La sua vita sentimentale è stata altrettanto intensa?
«Molto intensa. I miei grandi amori si conoscono, Giancarlo Leone, Gabriele Lavia, il grande amore che arrivava dal grande dolore per la morte di Romolo Valli, un maestro e un amico indimenticabile».
Come andò con Lavia?
«Mi comportai come Ingrid Bergman con Rossellini. Gli scrissi dopo aver visto il suo Amleto dicendogli che mi mettevo a disposizione. Due figlie e anni meravigliosi fino a Scene di un matrimonio. Come per la coppia Liv Ullmann-Ingmar Bergman, ogni sera quelle parole raccontavano il dolore della nostra separazione. Oggi Roberto Zaccaria, un professore, niente di più lontano da me. Eppure è il grande amore, mi ha conquistata con pazienza, costanza, affidabilità».

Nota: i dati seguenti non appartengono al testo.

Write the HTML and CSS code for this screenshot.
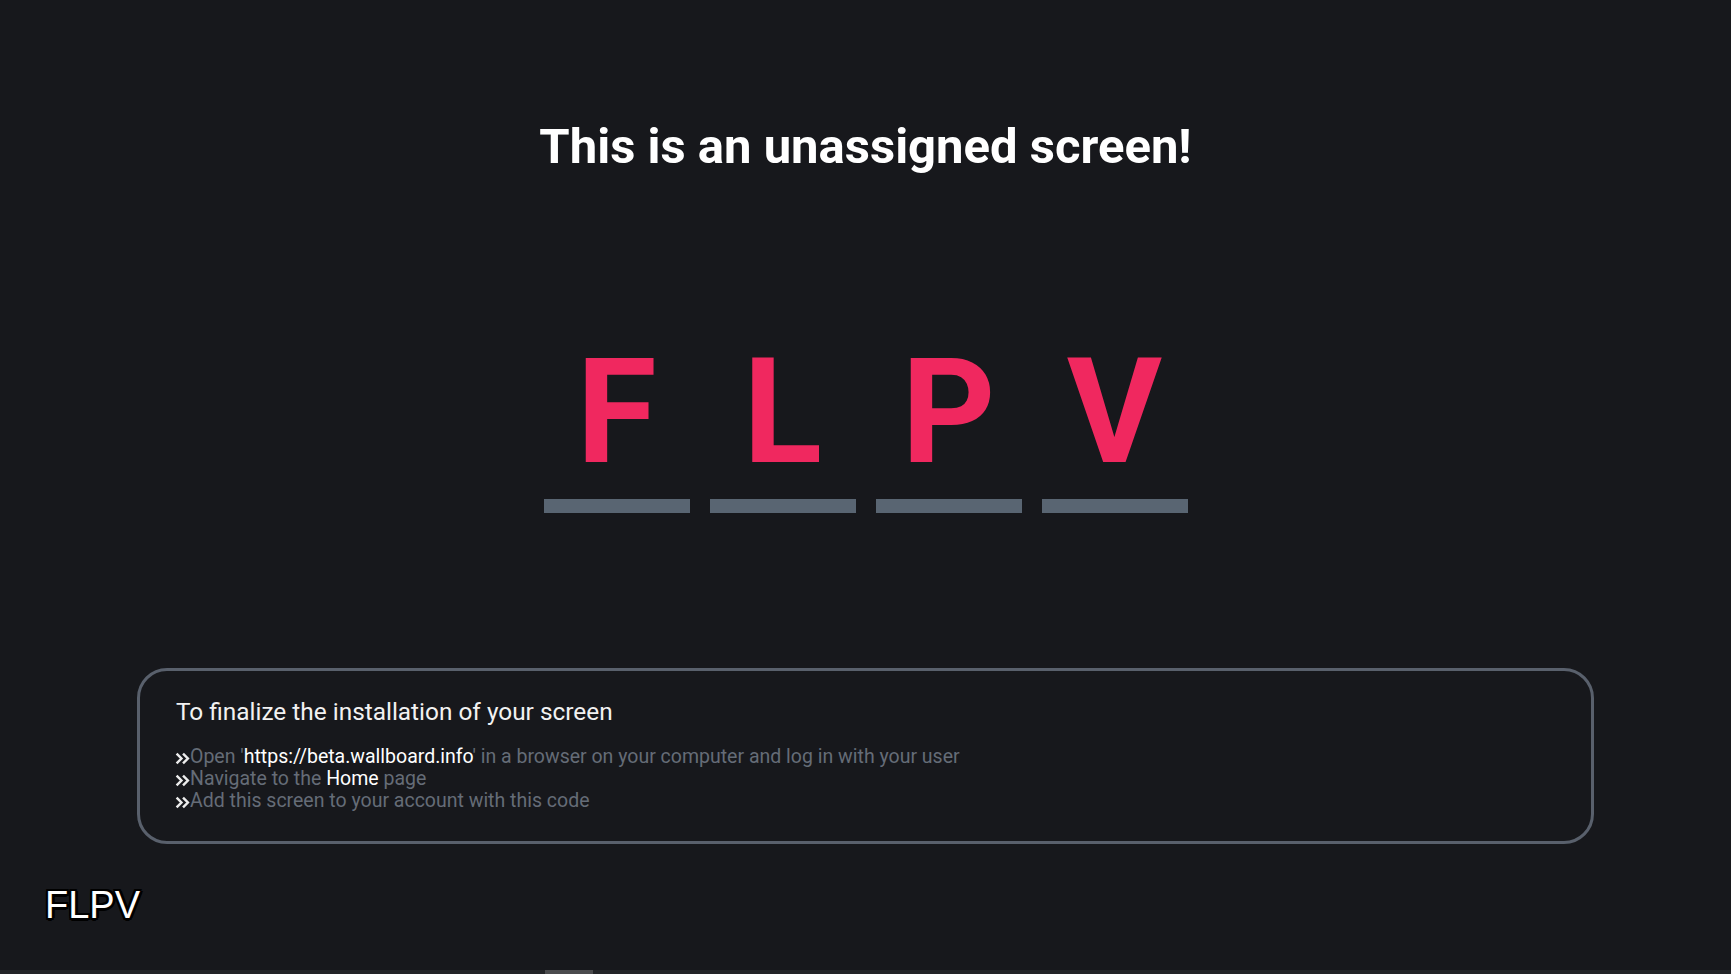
FILE: index.html
```html
<!DOCTYPE html>
<html lang="en">
<head>
    <meta charset="UTF-8">
    <meta name="viewport" content="width=device-width, initial-scale=1.0">
    <title>Unassigned screen</title>
    <link rel="stylesheet" href="styles.css">
</head>
<body>
    <div class="screen">
        <h1 class="title">This is an unassigned screen!</h1>

        <div class="code">
            <div class="code-cell"><span class="code-letter">F</span><span class="code-bar"></span></div>
            <div class="code-cell"><span class="code-letter">L</span><span class="code-bar"></span></div>
            <div class="code-cell"><span class="code-letter">P</span><span class="code-bar"></span></div>
            <div class="code-cell"><span class="code-letter">V</span><span class="code-bar"></span></div>
        </div>

        <div class="info">
            <p class="info-title">To finalize the installation of your screen</p>
            <ul class="steps">
                <li>
                    <svg class="chevron" viewBox="0 0 14 12"><path d="M1.5 1.5 L6 6 L1.5 10.5 M7.5 1.5 L12 6 L7.5 10.5"/></svg>Open '<span class="hl">https://beta.wallboard.info</span>' in a browser on your computer and log in with your user
                </li>
                <li>
                    <svg class="chevron" viewBox="0 0 14 12"><path d="M1.5 1.5 L6 6 L1.5 10.5 M7.5 1.5 L12 6 L7.5 10.5"/></svg>Navigate to the <span class="hl">Home</span> page
                </li>
                <li>
                    <svg class="chevron" viewBox="0 0 14 12"><path d="M1.5 1.5 L6 6 L1.5 10.5 M7.5 1.5 L12 6 L7.5 10.5"/></svg>Add this screen to your account with this code
                </li>
            </ul>
        </div>

        <div class="screen-id">FLPV</div>
    </div>

    <!-- bottom scrollbar strip -->
    <div class="scrollbar"><span class="scrollbar-thumb"></span></div>
</body>
</html>
```

FILE: styles.css
```css
html, body {
    height: 100%;
}
body {
    margin: 0;
    background: #17181c;
    color: #f4f4f4;
    font-family: Roboto, "Noto Sans", sans-serif;
    display: flex;
    flex-direction: column;
    overflow: hidden;
}
.screen {
    flex: 1;
    display: flex;
    flex-direction: column;
    padding-top: 117px;
}
.title {
    margin: 0;
    text-align: center;
    font-size: 49px;
    line-height: 60px;
    font-weight: 700;
    color: #ffffff;
}
.code {
    display: flex;
    justify-content: center;
    gap: 20px;
    margin-top: 163px;
}
.code-cell {
    width: 146px;
    display: flex;
    flex-direction: column;
    align-items: center;
}
.code-letter {
    font-size: 146px;
    line-height: 146px;
    font-weight: 700;
    color: #f0285f;
}
.code-bar {
    display: block;
    width: 100%;
    height: 14px;
    margin-top: 13px;
    background: #596572;
}
.info {
    margin: 155px 137px 0;
    border: 3px solid #59606c;
    border-radius: 30px;
    padding: 27px 36px 29px;
}
.info-title {
    margin: 0;
    font-size: 24.4px;
    line-height: 28px;
    color: #f2f2f2;
}
.steps {
    list-style: none;
    margin: 20px 0 0 -1px;
    padding: 0;
    font-size: 19.5px;
    line-height: 22px;
    color: #656c77;
}
.chevron {
    width: 15px;
    height: 13px;
    vertical-align: -2px;
    fill: none;
    stroke: #ececec;
    stroke-width: 2.3;
}
.hl {
    color: #ffffff;
}
.screen-id {
    margin: 39px 0 0 45px;
    font-family: "Liberation Sans", Arial, sans-serif;
    font-size: 38px;
    line-height: 44px;
    color: #ffffff;
    text-shadow: -2px -2px 0 #000, 2px -2px 0 #000, -2px 2px 0 #000, 2px 2px 0 #000, 0 3px 0 #000, 0 -2px 0 #000, 3px 0 0 #000, -2px 0 0 #000;
}
.scrollbar {
    height: 4px;
    background: #232427;
    position: relative;
}
.scrollbar-thumb {
    position: absolute;
    left: 545px;
    top: 0;
    width: 48px;
    height: 4px;
    background: #4b4b4d;
}
```
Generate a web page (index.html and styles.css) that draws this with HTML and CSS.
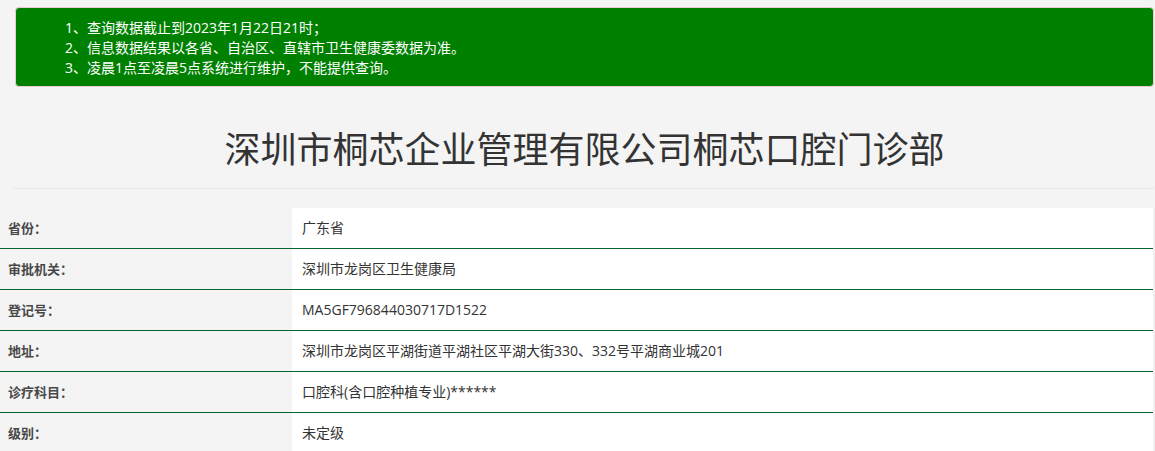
FILE: index.html
```html
<!DOCTYPE html>
<html lang="zh-CN">
<head>
<meta charset="utf-8">
<title>深圳市桐芯企业管理有限公司桐芯口腔门诊部</title>
<link rel="stylesheet" href="styles.css">
</head>
<body>
<div class="container">
  <div class="notice">
    <ul class="notice-list">
      <li>1、查询数据截止到2023年1月22日21时；</li>
      <li>2、信息数据结果以各省、自治区、直辖市卫生健康委数据为准。</li>
      <li>3、凌晨1点至凌晨5点系统进行维护，不能提供查询。</li>
    </ul>
  </div>
  <h1 class="title">深圳市桐芯企业管理有限公司桐芯口腔门诊部</h1>
  <hr class="divider">
</div>
<table class="info">
  <tbody>
    <tr><th>省份：</th><td>广东省</td></tr>
    <tr><th>审批机关：</th><td>深圳市龙岗区卫生健康局</td></tr>
    <tr><th>登记号：</th><td>MA5GF796844030717D1522</td></tr>
    <tr><th>地址：</th><td>深圳市龙岗区平湖街道平湖社区平湖大街330、332号平湖商业城201</td></tr>
    <tr><th>诊疗科目：</th><td>口腔科(含口腔种植专业)******</td></tr>
    <tr><th>级别：</th><td>未定级</td></tr>
  </tbody>
</table>
</body>
</html>
```

FILE: styles.css
```css
html, body {
  margin: 0;
  padding: 0;
  background: #f4f4f4;
  color: #333;
  font-family: "Open Sans", "Noto Sans CJK SC", sans-serif;
  font-size: 14px;
  overflow: hidden;
}

.container {
  margin: 0 1px 0 15px;
  padding-top: 7px;
}

.notice {
  background: #008000;
  border: 1px solid #ebccd1;
  border-radius: 4px;
  padding: 10px 15px 8px 15px;
  color: #fff;
}

.notice-list {
  list-style: none;
  margin: 0;
  padding: 0 0 0 34px;
  line-height: 20px;
  font-size: 14px;
}

.title {
  margin: 0;
  padding-top: 39px;
  height: 62px;
  line-height: 48px;
  font-size: 36px;
  font-weight: 400;
  text-align: center;
  color: #333;
}

.divider {
  margin: 0 0 19px -1px;
  border: 0;
  border-top: 1px solid #e6e6e6;
  height: 0;
}

.info {
  width: 100%;
  border-collapse: collapse;
}

.info th,
.info td {
  height: 40px;
  padding: 0;
  border-bottom: 1px solid #00652e;
  vertical-align: middle;
  text-align: left;
  line-height: 18px;
}

.info th {
  width: 284px;
  padding-left: 8px;
  font-size: 13px;
  font-weight: 700;
  color: #484848;
}

.info td {
  background: #fff;
  padding-left: 10px;
  font-size: 14px;
  color: #333;
  border-right: 2px solid #f0f0f0;
}

.info th > *, .info td > * {
  margin: 0;
}
```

Adesso a chi scriverebbe per lavorare?
«A Roberto Andò».
E la carica dei romani?
«Arrivata con Totti e Verdone, per il primo ho interpretato la madre, per il secondo, la moglie. Dopo il successo di Ginger e Fred ripreso da Fellini, oggi mi preparo al film su Anna Magnani e ne sono autrice, regista, sceneggiatrice con l’indimenticato Andrea Purgatori e interprete. Parto dal momento in cui lei aspetta di sapere se ha vinto l’Oscar, a letto, con a fianco il telefono, proprio come ne La voce umana che la riportava all’addio di Rossellini. Vincerà ma sarà troppo tardi, per lei e per il cinema».
A settembre torna su Netflix con una storia da “spalle forti”, come direbbe lei, vero?
«Quando ho letto la sceneggiatura di Inganno scritta da Teresa Ciabatti, mi sono convinta che il racconto andava portato. Parla di una donna matura, autonoma, ricca, con tre figli ma sola. Incontra l’amore in una condizione possibile, un giovane misterioso e bellissimo visto una notte. Può rappresentare il pericolo ma lei ne è attratta. È la storia scandalosa e sorprendente di una donna che vuole vivere la passione. Si può essere vincenti con questo gap generazionale? Questa donna è dominata o domina? È ingannata o inganna?».
Come festeggia suoi cinquant’anni da Guerritore?
«Mi metto all’asta come fece Vittorio Gassman, La sera della prima, errori e meraviglie di questi anni da artista».